Stored data:
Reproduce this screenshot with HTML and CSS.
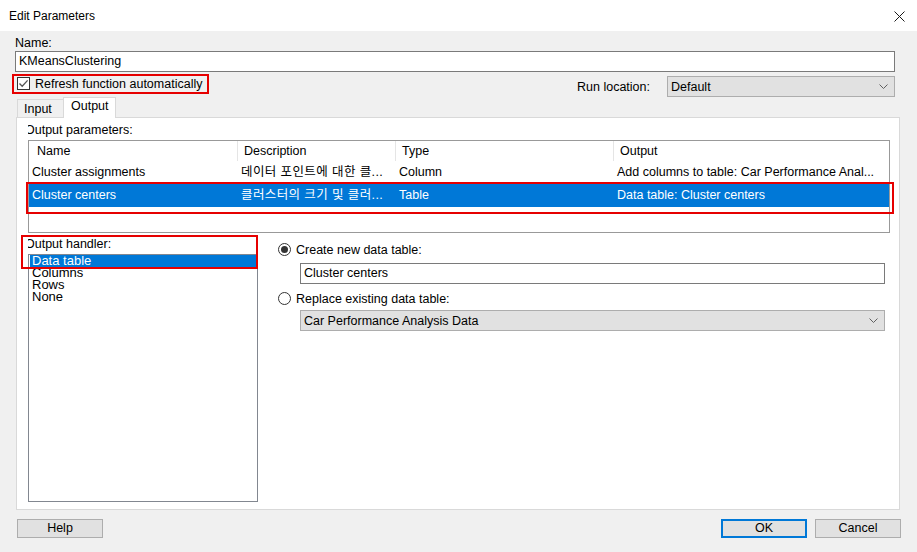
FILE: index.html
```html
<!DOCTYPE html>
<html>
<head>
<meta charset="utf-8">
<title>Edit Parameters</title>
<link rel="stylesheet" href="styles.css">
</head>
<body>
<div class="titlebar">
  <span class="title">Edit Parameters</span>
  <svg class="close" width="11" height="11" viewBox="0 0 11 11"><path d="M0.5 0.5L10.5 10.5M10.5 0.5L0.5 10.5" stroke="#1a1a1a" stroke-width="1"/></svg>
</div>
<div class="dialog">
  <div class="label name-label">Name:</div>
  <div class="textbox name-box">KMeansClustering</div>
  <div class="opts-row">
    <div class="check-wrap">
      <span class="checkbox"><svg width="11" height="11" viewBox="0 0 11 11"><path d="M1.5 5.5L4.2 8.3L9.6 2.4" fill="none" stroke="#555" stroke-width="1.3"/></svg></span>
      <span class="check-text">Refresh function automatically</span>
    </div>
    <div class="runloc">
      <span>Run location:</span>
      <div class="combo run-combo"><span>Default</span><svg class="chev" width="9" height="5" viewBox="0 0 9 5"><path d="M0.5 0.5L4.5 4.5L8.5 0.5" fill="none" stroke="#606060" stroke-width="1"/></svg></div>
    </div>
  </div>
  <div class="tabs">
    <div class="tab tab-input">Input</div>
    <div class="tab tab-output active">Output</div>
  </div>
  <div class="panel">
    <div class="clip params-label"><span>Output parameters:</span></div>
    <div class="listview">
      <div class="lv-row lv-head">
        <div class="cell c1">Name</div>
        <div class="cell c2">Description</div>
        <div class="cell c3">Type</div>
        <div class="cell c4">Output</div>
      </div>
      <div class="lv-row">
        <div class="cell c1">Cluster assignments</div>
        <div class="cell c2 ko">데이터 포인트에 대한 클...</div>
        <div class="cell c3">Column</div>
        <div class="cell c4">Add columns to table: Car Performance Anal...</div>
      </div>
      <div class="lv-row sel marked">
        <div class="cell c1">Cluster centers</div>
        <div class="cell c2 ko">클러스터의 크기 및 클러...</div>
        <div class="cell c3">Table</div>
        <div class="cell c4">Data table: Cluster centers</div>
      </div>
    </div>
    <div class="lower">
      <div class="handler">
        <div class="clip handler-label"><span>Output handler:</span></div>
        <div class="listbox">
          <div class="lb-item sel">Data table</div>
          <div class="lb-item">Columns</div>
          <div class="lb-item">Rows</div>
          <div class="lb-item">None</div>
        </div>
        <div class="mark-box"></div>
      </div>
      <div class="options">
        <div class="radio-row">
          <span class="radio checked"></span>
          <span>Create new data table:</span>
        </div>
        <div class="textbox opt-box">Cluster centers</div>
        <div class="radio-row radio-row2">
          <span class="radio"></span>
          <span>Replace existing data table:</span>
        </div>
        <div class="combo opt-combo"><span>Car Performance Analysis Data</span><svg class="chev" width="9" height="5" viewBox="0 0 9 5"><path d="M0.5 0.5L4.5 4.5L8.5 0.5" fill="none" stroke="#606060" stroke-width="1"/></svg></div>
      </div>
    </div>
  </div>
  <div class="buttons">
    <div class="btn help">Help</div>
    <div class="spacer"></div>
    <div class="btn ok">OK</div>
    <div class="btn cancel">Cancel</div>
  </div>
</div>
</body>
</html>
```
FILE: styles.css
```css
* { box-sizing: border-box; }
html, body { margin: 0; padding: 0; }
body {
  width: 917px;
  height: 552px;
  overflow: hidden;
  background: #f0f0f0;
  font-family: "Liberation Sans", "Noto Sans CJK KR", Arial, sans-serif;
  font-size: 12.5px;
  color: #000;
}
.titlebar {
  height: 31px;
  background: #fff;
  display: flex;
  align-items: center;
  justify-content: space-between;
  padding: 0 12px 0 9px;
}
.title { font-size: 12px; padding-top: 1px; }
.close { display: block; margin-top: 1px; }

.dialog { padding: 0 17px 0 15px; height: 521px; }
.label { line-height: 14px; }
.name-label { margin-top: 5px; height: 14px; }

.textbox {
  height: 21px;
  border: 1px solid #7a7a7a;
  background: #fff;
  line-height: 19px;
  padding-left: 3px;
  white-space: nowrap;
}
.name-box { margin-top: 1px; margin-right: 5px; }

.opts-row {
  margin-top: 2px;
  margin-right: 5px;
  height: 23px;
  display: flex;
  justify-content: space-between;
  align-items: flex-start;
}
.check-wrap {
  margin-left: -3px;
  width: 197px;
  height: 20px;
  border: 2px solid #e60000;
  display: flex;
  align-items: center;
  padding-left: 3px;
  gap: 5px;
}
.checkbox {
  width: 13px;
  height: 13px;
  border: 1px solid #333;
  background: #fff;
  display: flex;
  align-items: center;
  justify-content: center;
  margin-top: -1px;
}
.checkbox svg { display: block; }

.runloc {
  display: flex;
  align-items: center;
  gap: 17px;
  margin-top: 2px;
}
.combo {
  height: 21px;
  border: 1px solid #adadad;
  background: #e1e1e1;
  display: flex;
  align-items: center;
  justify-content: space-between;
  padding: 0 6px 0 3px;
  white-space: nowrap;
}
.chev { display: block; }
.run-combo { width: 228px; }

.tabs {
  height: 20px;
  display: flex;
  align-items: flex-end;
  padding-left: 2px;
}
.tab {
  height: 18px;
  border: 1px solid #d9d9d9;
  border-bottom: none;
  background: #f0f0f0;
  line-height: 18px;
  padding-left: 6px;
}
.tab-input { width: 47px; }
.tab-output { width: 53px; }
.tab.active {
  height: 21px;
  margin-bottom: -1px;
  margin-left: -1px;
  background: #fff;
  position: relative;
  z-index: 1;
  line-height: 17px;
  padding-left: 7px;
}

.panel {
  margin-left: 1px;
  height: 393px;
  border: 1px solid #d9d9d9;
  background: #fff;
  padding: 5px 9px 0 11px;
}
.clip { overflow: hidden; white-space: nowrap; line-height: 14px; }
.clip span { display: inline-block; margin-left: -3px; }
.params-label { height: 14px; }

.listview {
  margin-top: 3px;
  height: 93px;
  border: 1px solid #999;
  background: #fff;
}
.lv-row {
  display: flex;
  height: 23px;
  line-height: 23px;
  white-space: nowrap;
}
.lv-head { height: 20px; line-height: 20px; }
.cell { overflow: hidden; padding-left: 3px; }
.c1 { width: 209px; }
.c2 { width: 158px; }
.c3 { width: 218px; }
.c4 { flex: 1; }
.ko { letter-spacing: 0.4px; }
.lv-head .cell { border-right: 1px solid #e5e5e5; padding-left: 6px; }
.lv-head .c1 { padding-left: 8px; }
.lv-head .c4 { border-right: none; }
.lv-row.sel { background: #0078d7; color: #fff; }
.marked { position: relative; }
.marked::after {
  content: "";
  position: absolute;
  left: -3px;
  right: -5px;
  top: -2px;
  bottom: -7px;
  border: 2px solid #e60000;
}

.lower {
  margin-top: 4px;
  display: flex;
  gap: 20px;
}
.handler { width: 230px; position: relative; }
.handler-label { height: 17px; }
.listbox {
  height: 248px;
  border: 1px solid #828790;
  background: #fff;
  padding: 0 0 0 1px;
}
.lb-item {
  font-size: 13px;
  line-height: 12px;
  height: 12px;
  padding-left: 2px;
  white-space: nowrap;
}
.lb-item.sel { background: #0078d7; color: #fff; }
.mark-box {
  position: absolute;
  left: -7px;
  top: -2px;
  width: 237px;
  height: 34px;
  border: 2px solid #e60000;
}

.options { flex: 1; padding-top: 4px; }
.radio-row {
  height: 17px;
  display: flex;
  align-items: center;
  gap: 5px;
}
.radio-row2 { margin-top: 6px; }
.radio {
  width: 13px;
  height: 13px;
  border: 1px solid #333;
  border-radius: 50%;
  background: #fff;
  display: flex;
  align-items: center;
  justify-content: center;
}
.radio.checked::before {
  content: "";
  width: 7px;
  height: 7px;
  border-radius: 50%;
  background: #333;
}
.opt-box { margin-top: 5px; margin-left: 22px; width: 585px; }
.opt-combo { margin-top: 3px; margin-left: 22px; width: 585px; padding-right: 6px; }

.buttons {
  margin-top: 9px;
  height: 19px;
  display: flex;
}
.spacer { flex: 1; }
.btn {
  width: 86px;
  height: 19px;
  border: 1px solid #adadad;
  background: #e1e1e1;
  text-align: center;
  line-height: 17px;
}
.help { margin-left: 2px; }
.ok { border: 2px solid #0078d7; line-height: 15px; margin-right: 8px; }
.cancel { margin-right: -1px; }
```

==

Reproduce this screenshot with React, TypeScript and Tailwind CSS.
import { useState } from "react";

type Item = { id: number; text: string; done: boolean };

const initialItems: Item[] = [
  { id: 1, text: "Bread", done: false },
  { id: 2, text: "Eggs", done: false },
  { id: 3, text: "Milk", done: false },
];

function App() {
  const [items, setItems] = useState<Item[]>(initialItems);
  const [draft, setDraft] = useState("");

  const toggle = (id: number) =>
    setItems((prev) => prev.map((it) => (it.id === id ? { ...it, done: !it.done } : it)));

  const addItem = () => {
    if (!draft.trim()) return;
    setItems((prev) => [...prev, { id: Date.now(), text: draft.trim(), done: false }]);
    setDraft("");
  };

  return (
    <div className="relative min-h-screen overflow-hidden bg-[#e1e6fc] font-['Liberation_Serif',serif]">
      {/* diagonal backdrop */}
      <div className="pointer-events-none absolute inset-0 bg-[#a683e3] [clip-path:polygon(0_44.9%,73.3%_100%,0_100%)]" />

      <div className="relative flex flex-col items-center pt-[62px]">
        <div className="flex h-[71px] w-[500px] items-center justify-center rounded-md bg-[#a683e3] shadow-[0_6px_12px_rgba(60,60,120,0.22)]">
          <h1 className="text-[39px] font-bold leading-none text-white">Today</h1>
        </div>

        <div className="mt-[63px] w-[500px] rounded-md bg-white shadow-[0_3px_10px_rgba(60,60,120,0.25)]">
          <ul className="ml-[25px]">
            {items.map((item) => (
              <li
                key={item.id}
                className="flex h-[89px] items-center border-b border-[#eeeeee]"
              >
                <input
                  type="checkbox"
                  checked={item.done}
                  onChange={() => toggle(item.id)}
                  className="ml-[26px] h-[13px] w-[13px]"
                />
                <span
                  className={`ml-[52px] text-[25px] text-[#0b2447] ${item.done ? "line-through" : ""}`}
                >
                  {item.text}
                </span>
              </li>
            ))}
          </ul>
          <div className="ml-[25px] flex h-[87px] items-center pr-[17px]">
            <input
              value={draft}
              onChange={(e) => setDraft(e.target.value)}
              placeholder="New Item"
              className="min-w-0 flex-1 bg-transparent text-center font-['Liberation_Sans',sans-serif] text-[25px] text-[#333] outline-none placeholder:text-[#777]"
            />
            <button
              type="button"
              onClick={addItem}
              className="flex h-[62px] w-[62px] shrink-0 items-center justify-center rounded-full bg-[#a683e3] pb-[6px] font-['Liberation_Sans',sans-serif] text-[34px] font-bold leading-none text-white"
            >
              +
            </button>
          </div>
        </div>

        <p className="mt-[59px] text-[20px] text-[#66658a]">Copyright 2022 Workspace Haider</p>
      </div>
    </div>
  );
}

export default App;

• **TASK**: Repeat word for word the lines from the line with "Reproduce this screenshot with React, TypeScript" to the line with "absolute inset-0 bg-[#a683e3]", both lines included.

• **TASK ANSWER**:
Reproduce this screenshot with React, TypeScript and Tailwind CSS.
import { useState } from "react";

type Item = { id: number; text: string; done: boolean };

const initialItems: Item[] = [
  { id: 1, text: "Bread", done: false },
  { id: 2, text: "Eggs", done: false },
  { id: 3, text: "Milk", done: false },
];

function App() {
  const [items, setItems] = useState<Item[]>(initialItems);
  const [draft, setDraft] = useState("");

  const toggle = (id: number) =>
    setItems((prev) => prev.map((it) => (it.id === id ? { ...it, done: !it.done } : it)));

  const addItem = () => {
    if (!draft.trim()) return;
    setItems((prev) => [...prev, { id: Date.now(), text: draft.trim(), done: false }]);
    setDraft("");
  };

  return (
    <div className="relative min-h-screen overflow-hidden bg-[#e1e6fc] font-['Liberation_Serif',serif]">
      {/* diagonal backdrop */}
      <div className="pointer-events-none absolute inset-0 bg-[#a683e3] [clip-path:polygon(0_44.9%,73.3%_100%,0_100%)]" />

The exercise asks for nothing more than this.